Interdisciplinary Teams Addressing Social Risks in Cancer Care
Information regarding how interdisciplinary teams integrate, collaborate, and coordinate social care into cancer care is needed to improve equity in the delivery of quality cancer care, especially for cancer patients and survivors who are medically underserved, experiencing poverty, and in need of social care.
This series highlights important topics related to implementing interdisciplinary care team models and approaches for addressing social risks and needs of cancer patients and survivors across diverse care delivery settings. The National Academies of Sciences, Engineering, and Medicine report Integrating Social Care into the Delivery of Health Care described five systems-level activities – Awareness, Adjustment, Assistance, Alignment, Advocacy – that healthcare organizations and healthcare teams can conduct to strengthen the integration of social care into clinical care. The report also identified key components for conducting these five activities, including appropriately staffed and trained interprofessional teams working together to address social conditions and provide efficient clinical care. The interprofessional team may include nurses, physicians, physical therapists, social workers, community health workers, patient navigators, pharmacists, home health aides, family caregivers, case managers, and lawyers.
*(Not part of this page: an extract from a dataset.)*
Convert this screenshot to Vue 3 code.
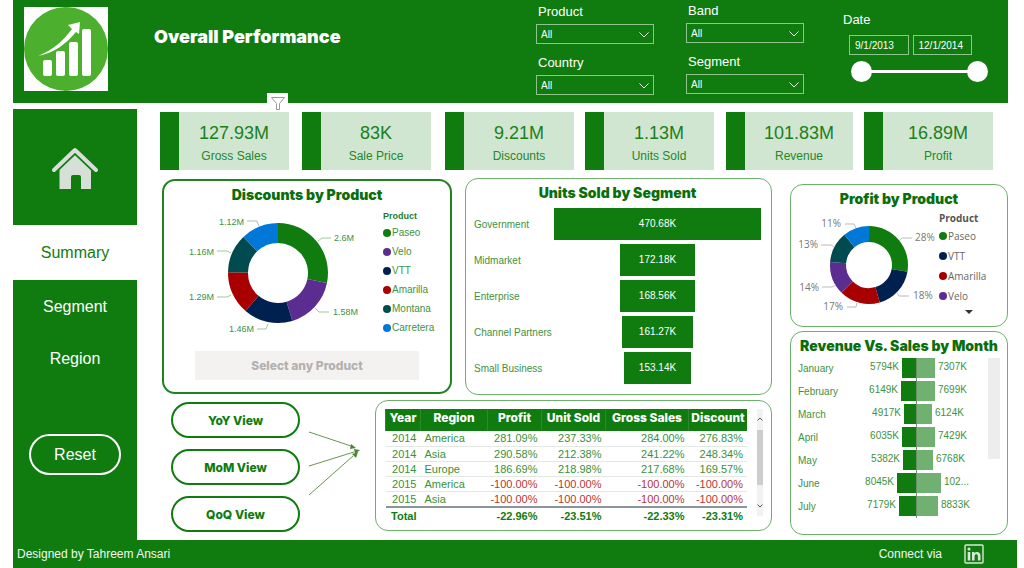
<script setup>
import { ref } from 'vue'

const colors = {
  Paseo: '#107c10',
  Velo: '#5c2d91',
  VTT: '#002050',
  Amarilla: '#a80000',
  Montana: '#004b50',
  Carretera: '#0078d7'
}

const filters = [
  [{ id: 'product', label: 'Product' }, { id: 'country', label: 'Country' }],
  [{ id: 'band', label: 'Band' }, { id: 'segment', label: 'Segment' }]
]

const from = ref('9/1/2013')
const to = ref('12/1/2014')

const kpis = [
  { value: '127.93M', label: 'Gross Sales' },
  { value: '83K', label: 'Sale Price' },
  { value: '9.21M', label: 'Discounts' },
  { value: '1.13M', label: 'Units Sold' },
  { value: '101.83M', label: 'Revenue' },
  { value: '16.89M', label: 'Profit' }
]

function slices(items, cx, cy, outer, inner) {
  const total = items.reduce((sum, item) => sum + item.value, 0)
  let angle = -Math.PI / 2
  const point = (r, a) => `${(cx + r * Math.cos(a)).toFixed(2)} ${(cy + r * Math.sin(a)).toFixed(2)}`
  return items.map((item) => {
    const end = angle + (item.value / total) * Math.PI * 2
    const d = `M${point(outer, angle)}A${outer} ${outer} 0 0 1 ${point(outer, end)}L${point(inner, end)}A${inner} ${inner} 0 0 0 ${point(inner, angle)}Z`
    angle = end
    return { ...item, d, fill: colors[item.name] }
  })
}

const discounts = slices([
  { name: 'Paseo', value: 2.6, text: '2.6M', x: 170, y: 36, anchor: 'start', line: '154,36 158,33 167,33' },
  { name: 'Velo', value: 1.58, text: '1.58M', x: 169, y: 110, anchor: 'start', line: '151,103 155,107 165,107' },
  { name: 'VTT', value: 1.46, text: '1.46M', x: 90, y: 127, anchor: 'end', line: '104,119 102,124 93,124' },
  { name: 'Amarilla', value: 1.29, text: '1.29M', x: 50, y: 95, anchor: 'end', line: '67,90 63,92 53,92' },
  { name: 'Montana', value: 1.16, text: '1.16M', x: 50, y: 50, anchor: 'end', line: '67,48 63,46 53,46' },
  { name: 'Carretera', value: 1.12, text: '1.12M', x: 80, y: 20, anchor: 'end', line: '95,21 93,16 83,16' }
], 114, 68, 50, 30)

const profits = slices([
  { name: 'Paseo', value: 28, text: '28%', x: 124, y: 34, anchor: 'start', line: '108,34 111,31 121,31' },
  { name: 'VTT', value: 18, text: '18%', x: 122, y: 92, anchor: 'start', line: '106,86 108,89 118,89' },
  { name: 'Amarilla', value: 17, text: '17%', x: 52, y: 103, anchor: 'end', line: '66,96 65,100 56,100' },
  { name: 'Velo', value: 14, text: '14%', x: 28, y: 84, anchor: 'end', line: '45,78 41,80 31,80' },
  { name: 'Montana', value: 13, text: '13%', x: 27, y: 41, anchor: 'end', line: '43,40 40,38 30,38' },
  { name: 'Carretera', value: 11, text: '11%', x: 50, y: 20, anchor: 'end', line: '65,21 63,17 54,17' }
], 78, 58, 39, 23)

const segments = [
  { name: 'Government', value: 470.68 },
  { name: 'Midmarket', value: 172.18 },
  { name: 'Enterprise', value: 168.56 },
  { name: 'Channel Partners', value: 161.27 },
  { name: 'Small Business', value: 153.14 }
]

const months = [
  { name: 'January', revenue: 5794, sales: 7307 },
  { name: 'February', revenue: 6149, sales: 7699 },
  { name: 'March', revenue: 4917, sales: 6124 },
  { name: 'April', revenue: 6035, sales: 7429 },
  { name: 'May', revenue: 5382, sales: 6768 },
  { name: 'June', revenue: 8045, sales: 10200, salesText: '102...' },
  { name: 'July', revenue: 7179, sales: 8833 }
]
const barWidth = (value) => `${Math.round(value / 417)}px`

const headers = ['Year', 'Region', 'Profit', 'Unit Sold', 'Gross Sales', 'Discount']
const rows = [
  ['2014', 'America', '281.09%', '237.33%', '284.00%', '276.83%'],
  ['2014', 'Asia', '290.58%', '212.38%', '241.22%', '248.34%'],
  ['2014', 'Europe', '186.69%', '218.98%', '217.68%', '169.57%'],
  ['2015', 'America', '-100.00%', '-100.00%', '-100.00%', '-100.00%'],
  ['2015', 'Asia', '-100.00%', '-100.00%', '-100.00%', '-100.00%']
]
const totals = ['Total', '', '-22.96%', '-23.51%', '-22.33%', '-23.31%']
const views = ['YoY View', 'MoM View', 'QoQ View']
</script>

<template>
  <div class="page">
    <header class="top">
      <svg class="logo" viewBox="0 0 84 84" aria-hidden="true">
        <rect width="84" height="84" fill="#fdfdfd" />
        <circle cx="42" cy="42" r="42" fill="#4caf2e" />
        <g fill="#fff">
          <rect x="19" y="53" width="9" height="16" rx="2" />
          <rect x="32" y="44" width="9" height="25" rx="2" />
          <rect x="45" y="35" width="9" height="34" rx="2" />
          <rect x="58" y="22" width="9" height="47" rx="2" />
          <path d="M14 49C29 43 39 34 48 22L44 18L56 15L55 27L52 25C42 37 30 46 14 49Z" />
        </g>
      </svg>
      <h1>Overall Performance</h1>
      <div class="filters">
        <div v-for="(column, i) in filters" :key="i" class="filter-column">
          <div v-for="filter in column" :key="filter.id" class="filter">
            <label :for="filter.id">{{ filter.label }}</label>
            <div class="select-wrap">
              <select :id="filter.id"><option>All</option></select>
              <svg viewBox="0 0 10 6" aria-hidden="true"><path d="M0.5 0.5L5 5L9.5 0.5" fill="none" stroke="#fff" /></svg>
            </div>
          </div>
        </div>
      </div>
      <div class="date">
        <label for="from">Date</label>
        <div class="date-inputs">
          <input id="from" v-model="from" type="text">
          <input v-model="to" type="text" aria-label="End date">
        </div>
        <div class="slider">
          <input type="range" min="0" max="100" value="0" aria-label="Range start">
          <input type="range" min="0" max="100" value="100" aria-label="Range end">
        </div>
      </div>
    </header>

    <div class="body">
      <nav class="side">
        <a href="#home" class="home" aria-label="Home">
          <svg viewBox="0 0 48 44" aria-hidden="true">
            <path d="M8.500 22L24 7L40 22V42H30V30Q30 28 28 28H22Q20 28 20 30V42H8.500Z" fill="#d6e0d6" />
            <path d="M3 24L24 4L45 24" fill="none" stroke="#107c10" stroke-width="6" />
            <path d="M3 23L24 3L45 23" fill="none" stroke="#dcdcdc" stroke-width="4" stroke-linecap="round" stroke-linejoin="round" />
          </svg>
        </a>
        <a href="#summary" class="current">Summary</a>
        <div class="rest">
          <a href="#segment">Segment</a>
          <a href="#region">Region</a>
          <button type="button">Reset</button>
        </div>
      </nav>

      <main>
        <section class="kpis">
          <article v-for="(kpi, i) in kpis" :key="kpi.label" class="kpi">
            <strong>{{ kpi.value }}</strong>
            <span>{{ kpi.label }}</span>
            <button v-if="i === 0" type="button" class="funnel-icon" aria-label="Filters">
              <svg viewBox="0 0 14 13"><path d="M0.5 0.5H13.5L8.5 6.5V12.5H5.5V6.5Z" fill="none" stroke="#999" /></svg>
            </button>
          </article>
        </section>

        <div class="dash">
          <div class="wide">
            <div class="charts">
              <section class="panel discounts">
                <h2>Discounts by Product</h2>
                <div class="donut-row">
                  <svg class="donut" viewBox="0 0 215 136" role="img" aria-label="Discounts by Product">
                    <g v-for="s in discounts" :key="s.name">
                      <path :d="s.d" :fill="s.fill" />
                      <polyline :points="s.line" />
                      <text :x="s.x" :y="s.y" :text-anchor="s.anchor">{{ s.text }}</text>
                    </g>
                  </svg>
                  <ul class="legend">
                    <li class="legend-title">Product</li>
                    <li v-for="s in discounts" :key="s.name"><i :style="{ background: s.fill }"></i>{{ s.name }}</li>
                  </ul>
                </div>
                <button type="button" class="select-product" disabled>Select any Product</button>
              </section>

              <section class="panel units">
                <h2>Units Sold by Segment</h2>
                <div v-for="s in segments" :key="s.name" class="funnel-row">
                  <span>{{ s.name }}</span>
                  <div class="funnel-track">
                    <div class="funnel-bar" :style="{ width: (s.value / 470.68) * 100 + '%' }">{{ s.value.toFixed(2) }}K</div>
                  </div>
                </div>
              </section>
            </div>

            <div class="lower">
              <div class="views">
                <button v-for="view in views" :key="view" type="button">{{ view }}</button>
              </div>
              <svg class="arrows" viewBox="0 0 56 76" aria-hidden="true">
                <g fill="none" stroke="#6a964f">
                  <path d="M4 7L46 21M4 41L49 27M4 70L48 31" />
                </g>
                <g fill="#4f8438">
                  <path d="M51 23L46 19L45 24ZM55 25L49 24L50 29ZM53 27L47 29L51 33Z" />
                </g>
              </svg>
              <section class="panel table-panel">
                <table>
                  <colgroup><col class="c-year"><col class="c-region"><col class="c-profit"><col class="c-unit"><col class="c-gross"><col class="c-discount"></colgroup>
                  <thead><tr><th v-for="h in headers" :key="h" scope="col">{{ h }}</th></tr></thead>
                  <tbody>
                    <tr v-for="(row, i) in rows" :key="i">
                      <td v-for="(cell, j) in row" :key="j" :class="{ negative: cell.startsWith('-') }">{{ cell }}</td>
                    </tr>
                  </tbody>
                  <tfoot><tr><td v-for="(cell, i) in totals" :key="i">{{ cell }}</td></tr></tfoot>
                </table>
                <div class="table-scroll" aria-hidden="true">
                  <svg viewBox="0 0 6 4"><path d="M0.5 3.5L3 1L5.5 3.5" /></svg>
                  <div class="thumb"></div>
                  <svg viewBox="0 0 6 4"><path d="M0.5 0.5L3 3L5.5 0.5" /></svg>
                </div>
              </section>
            </div>
          </div>

          <div class="narrow">
            <section class="panel profit">
              <h2>Profit by Product</h2>
              <div class="donut-row">
                <svg class="donut" viewBox="0 0 148 110" role="img" aria-label="Profit by Product">
                  <g v-for="s in profits" :key="s.name">
                    <path :d="s.d" :fill="s.fill" />
                    <polyline :points="s.line" />
                    <text :x="s.x" :y="s.y" :text-anchor="s.anchor">{{ s.text }}</text>
                  </g>
                </svg>
                <ul class="legend">
                  <li class="legend-title">Product</li>
                  <li v-for="s in profits.slice(0, 4)" :key="s.name"><i :style="{ background: s.fill }"></i>{{ s.name }}</li>
                  <li class="more"><svg viewBox="0 0 8 4" aria-hidden="true"><path d="M0 0H8L4 4Z" fill="#333" /></svg></li>
                </ul>
              </div>
            </section>

            <section class="panel revenue">
              <h2>Revenue Vs. Sales by Month</h2>
              <div class="tornado-wrap">
                <div class="tornado">
                  <div v-for="m in months" :key="m.name" class="month-row">
                    <span class="month">{{ m.name }}</span>
                    <div class="left">{{ m.revenue }}K<i :style="{ width: barWidth(m.revenue) }"></i></div>
                    <div class="right"><i :style="{ width: barWidth(m.sales) }"></i>{{ m.salesText || m.sales + 'K' }}</div>
                  </div>
                </div>
                <div class="month-scroll"></div>
              </div>
            </section>
          </div>
        </div>
      </main>
    </div>

    <footer>
      <span>Designed by Tahreem Ansari</span>
      <a href="#linkedin">Connect via
        <svg viewBox="0 0 20 20" aria-hidden="true">
          <rect x="1" y="1" width="18" height="18" rx="1" fill="none" stroke="#d8e8d8" stroke-width="1.4" />
          <g fill="#d8e8d8">
            <circle cx="5" cy="5" r="1.5" />
            <rect x="3.700" y="8" width="2.600" height="8.500" />
            <path d="M8 8H10.400V9.200C12 7 16.500 7.400 16.500 11.500V16.500H13.900V12C13.900 9.500 10.600 9.500 10.600 12V16.500H8Z" />
          </g>
        </svg>
      </a>
    </footer>
  </div>
</template>

<style>
html, body { background: #fff; }
</style>

<style scoped>
* { box-sizing: border-box; }

.page {
  --green: #107c10;
  --heavy: Inter, "Liberation Sans", sans-serif;
  min-height: 100vh;
  display: flex;
  flex-direction: column;
  padding: 0 7px 0 13px;
  font-family: "Liberation Sans", Arial, sans-serif;
  color: var(--green);
}
button, input, select { font-family: inherit; margin: 0; }
a { color: inherit; text-decoration: none; }
ul { list-style: none; margin: 0; padding: 0; }
h1, h2 { margin: 0; font-family: var(--heavy); font-weight: 900; }

.top {
  height: 103px;
  margin-right: 9px;
  background: var(--green);
  color: #fff;
  display: flex;
  align-items: flex-start;
}
.logo { width: 84px; height: 84px; margin: 7px 0 0 11px; }
h1 { margin: 26px 0 0 46px; font-size: 18px; line-height: 22px; }
.filters { display: flex; gap: 32px; margin-left: auto; }
.filter-column { width: 118px; padding-top: 4px; display: flex; flex-direction: column; gap: 11px; }
.filter-column + .filter-column { padding-top: 3px; }
.filter label { display: block; padding-left: 2px; font-size: 13px; line-height: 16px; margin-bottom: 4px; }
.select-wrap { position: relative; }
.select-wrap select {
  display: block;
  width: 100%;
  height: 20px;
  padding: 0 4px;
  appearance: none;
  background: transparent;
  border: 1px solid #8fc48f;
  border-radius: 0;
  color: #fff;
  font-size: 10px;
}
.select-wrap svg { position: absolute; right: 5px; top: 8px; width: 10px; height: 6px; }
.date { width: 145px; margin: 12px 20px 0 39px; }
.date label { display: block; font-size: 13px; line-height: 16px; }
.date-inputs { display: flex; gap: 4px; margin: 7px 16px 0 6px; }
.date-inputs input {
  min-width: 0;
  flex: 1;
  height: 20px;
  padding: 0 5px;
  background: transparent;
  border: 1px solid #8fc48f;
  color: #fff;
  font-size: 10px;
}
.slider { position: relative; height: 22px; margin: 5px 0 0 8px; }
.slider input {
  position: absolute;
  inset: 0;
  width: 100%;
  height: 22px;
  appearance: none;
  background: linear-gradient(#fff, #fff) center / 85% 3px no-repeat;
  pointer-events: none;
}
.slider input::-webkit-slider-thumb { appearance: none; width: 21px; height: 21px; border-radius: 50%; background: #fff; pointer-events: auto; }

.body { flex: 1; display: flex; padding-top: 6px; margin-right: 9px; }
.side { width: 124px; flex: none; display: flex; flex-direction: column; font-size: 16px; text-align: center; }
.home { height: 116px; padding-top: 4px; background: var(--green); display: flex; justify-content: center; align-items: center; }
.home svg { width: 48px; height: 44px; }
.current { line-height: 55px; }
.rest { flex: 1; padding-top: 1px; background: var(--green); color: #fff; display: flex; flex-direction: column; align-items: center; }
.rest a { line-height: 52px; width: 100%; }
.rest button {
  margin-top: 49px;
  width: 92px;
  height: 41px;
  border: 2px solid #fff;
  border-radius: 21px;
  background: transparent;
  color: #fff;
  font-size: 16px;
}

main { flex: 1; min-width: 0; padding: 3px 0 5px 23px; }
.kpis { display: grid; grid-template-columns: 142fr 143fr 140fr 141fr 138fr 130fr; margin-right: 14px; }
.kpi {
  position: relative;
  height: 58px;
  max-width: 129px;
  border-left: 19px solid var(--green);
  background: #d0e6d0;
  padding: 10px 0 0;
  display: flex;
  flex-direction: column;
  align-items: center;
  color: #25862a;
}
.kpi:not(:last-child) { margin-right: 11px; }
.kpi strong { font-size: 18px; line-height: 22px; font-weight: 400; color: #1b801b; }
.kpi span { font-size: 12px; line-height: 24px; }
.funnel-icon {
  position: absolute;
  right: 1px;
  top: -19px;
  width: 21px;
  height: 17px;
  padding: 4px 0 0;
  border: 0;
  background: #fff;
  display: flex;
  justify-content: center;
}
.funnel-icon svg { width: 14px; height: 13px; }

.dash { display: grid; grid-template-columns: 610fr 218fr; gap: 18px; padding: 8px 0 0 2px; }
.panel { border: 1px solid #6bb06b; border-radius: 13px; background: #fff; }
h2 { font-size: 14px; line-height: 16px; text-align: center; color: #0a6e0a; white-space: nowrap; }

.charts { display: grid; grid-template-columns: 290fr 307fr; gap: 13px; align-items: center; }
.discounts { height: 215px; border: 2px solid #1f841f; padding-top: 6px; }
.donut-row { display: flex; }
.donut { display: block; overflow: visible; }
.donut polyline { fill: none; stroke: #9cc99c; }
.donut text { font-size: 9px; fill: #3e923e; }
.discounts .donut { width: 215px; height: 136px; margin-top: 2px; }
.legend { font-size: 10px; color: #3e923e; white-space: nowrap; }
.legend li { display: flex; align-items: center; gap: 1px; }
.legend i { width: 8px; height: 8px; border-radius: 50%; }
.legend .legend-title { font-weight: 700; color: #1f7f1f; }
.discounts .legend { margin: 6px 0 0 4px; }
.discounts .legend li { height: 19px; }
.discounts .legend .legend-title { height: 14px; font-size: 9px; }
.select-product {
  display: block;
  width: 78%;
  height: 29px;
  margin: 10px auto 0;
  border: 0;
  background: #f3f2f1;
  color: #b3b0ad;
  font-family: var(--heavy);
  font-weight: 800;
  font-size: 12px;
}

.units { height: 217px; padding: 6px 10px 0 8px; }
.units h2 { margin-bottom: 7px; }
.funnel-row { display: grid; grid-template-columns: 80px 1fr; height: 32px; margin-bottom: 4px; align-items: center; font-size: 10px; white-space: nowrap; color: #3e923e; }
.funnel-bar { height: 32px; line-height: 32px; margin: 0 auto; background: var(--green); color: #fff; text-align: center; }

.lower { display: flex; align-items: flex-start; padding-top: 5px; }
.views { flex: none; margin: 2px 5px 0 9px; display: flex; flex-direction: column; gap: 11px; }
.views button {
  width: 129px;
  height: 36px;
  border: 2px solid var(--green);
  border-radius: 18px;
  background: #fff;
  color: var(--green);
  font-family: var(--heavy);
  font-weight: 800;
  font-size: 12px;
}
.arrows { flex: none; width: 56px; height: 76px; margin-top: 25px; }
.table-panel { flex: 1; min-width: 0; height: 131px; margin-left: 14px; padding: 8px 8px 0 9px; display: flex; justify-content: space-between; }
table { width: 362px; table-layout: fixed; border-collapse: collapse; font-size: 11px; align-self: flex-start; }
.c-year { width: 35px; } .c-region { width: 67px; } .c-profit { width: 54px; } .c-unit { width: 64px; } .c-gross { width: 83px; }
th { height: 22px; padding: 0 0 5px; background: var(--green); color: #fff; font-family: var(--heavy); font-weight: 800; font-size: 12px; line-height: 16px; white-space: nowrap; border-left: 1px solid #2b8b2b; }
td { height: 15px; padding: 0 4px 0 0; line-height: 14px; text-align: right; color: #3a903a; border-bottom: 1px solid #e3e8e3; }
td:nth-child(2) { text-align: left; padding-left: 4px; }
.negative { color: #b83535; }
tfoot td { height: 17px; border-bottom: 0; border-top: 2px solid #8a969c; color: #107c10; font-weight: 700; }
.table-scroll { width: 6px; height: 107px; background: #f2f2f2; display: flex; flex-direction: column; align-items: center; padding: 8px 0; }
.table-scroll svg { width: 6px; height: 4px; fill: none; stroke: #555; }
.thumb { width: 6px; height: 55px; margin: 9px 0 auto; background: #cdcdcd; }

.narrow { padding-top: 6px; }
.profit { height: 143px; padding-top: 6px; }
.profit .donut { width: 148px; height: 110px; }
.profit .donut text { font-family: "Open Sans", sans-serif; fill: #777; font-size: 10px; }
.profit .donut polyline { stroke: #bbb; }
.profit .legend { font-family: "Open Sans", sans-serif; font-size: 10px; color: #666; margin-top: 3px; }
.profit .legend li { height: 20px; }
.profit .legend .legend-title { height: 16px; color: #555; }
.profit .legend .more { height: 12px; padding-left: 26px; }
.more svg { width: 8px; height: 4px; }
.revenue { height: 204px; margin-top: 4px; padding: 6px 7px 0; }
.tornado-wrap { display: flex; justify-content: space-between; padding-top: 4px; }
.tornado { flex: 1; font-size: 10px; color: #3e923e; }
.month-row { display: grid; grid-template-columns: 50px 69px 1fr; height: 23px; }
.month-row:last-child { height: 20px; }
.month { line-height: 22px; }
.left, .right { display: flex; gap: 3px; line-height: 18px; white-space: nowrap; }
.left { justify-content: flex-end; border-right: 1px solid #6f8f6f; }
.left i, .right i { flex: none; height: 20px; }
.left i { background: var(--green); }
.right i { background: #70b070; }
.month-scroll { width: 12px; height: 101px; background: #ededed; }

footer {
  height: 28px;
  display: flex;
  align-items: center;
  justify-content: space-between;
  padding: 0 33px 0 4px;
  background: var(--green);
  color: #f0f7f0;
  font-size: 12px;
}
footer a { display: flex; align-items: center; gap: 22px; }
footer svg { width: 20px; height: 20px; }
</style>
Understanding the role that each member of an interprofessional team plays across the five activities, as well as identifying the teamwork skills necessary to effectively coordinate and deliver social and cancer care are important for improving healthcare and health outcomes.
This series discusses existing interdisciplinary care workforce models for addressing social risks in cancer care, challenges for interdisciplinary care teams and healthcare organizations, and opportunities for value-based approaches aimed at improving the delivery of high-quality clinical and non-clinical care for cancer patients.
- Identify the composition and roles of the interdisciplinary teams addressing social risks and needs of individuals diagnosed with cancer
- Describe effective team-based care approaches for integrating social care into cancer care while improving care coordination
- Identify challenges with developing interdisciplinary social-oncology care teams across diverse community and healthcare settings
- Identify research opportunities for improving cancer disparities and inequities through team-based care and care coordination
This webinar series is intended for clinicians, researchers, community and health care leaders, cancer patients, survivors, and patient advocates.
|Date||Session Title and Focus||Speakers|
May 6, 2022
Interdisciplinary Teams Addressing Social Risks: Workforce Models
In this session, speakers highlight the role of interprofessional teams working to address social risks and needs across the five activities of awareness, adjustment, assistance, alignment, and advocacy. Speakers review the current state of the literature on workforce models used to screen for and respond to patients’ unmet social needs, particularly within cancer care delivery settings. Presenters also discuss key recommendations for building a workforce to integrate social care into healthcare delivery.
Sahil Sandhu, BS
Janet Prvu Bettger, PhD
July 14, 2022
Addressing Social Risks at Cancer Diagnosis: An Interdisciplinary Teams perspective (Case Study #1)
In this interactive session, panelists will discuss team-based care approaches for integrating social care into cancer care for newly diagnosed cancer patients. The panelists will also discuss provider and organizational barriers and facilitators of interprofessional collaboration and implementation of sustainable efforts.
Angela Usher, PhD LCSW, OSW-C
Eduardo Salas, PhD
Melissa Simon, MD MPH
Addressing Social Risks During Active Treatment and Survivorship: An Interdisciplinary Teams Perspective (Case Study #2)
In this interactive session, panelists will discuss team-based care approaches for addressing social risks of cancer patients who are receiving cancer treatment and may be transitioning into survivorship care. Panelists will also discuss barriers and facilitators for developing interdisciplinary social-oncology care teams across community and healthcare settings.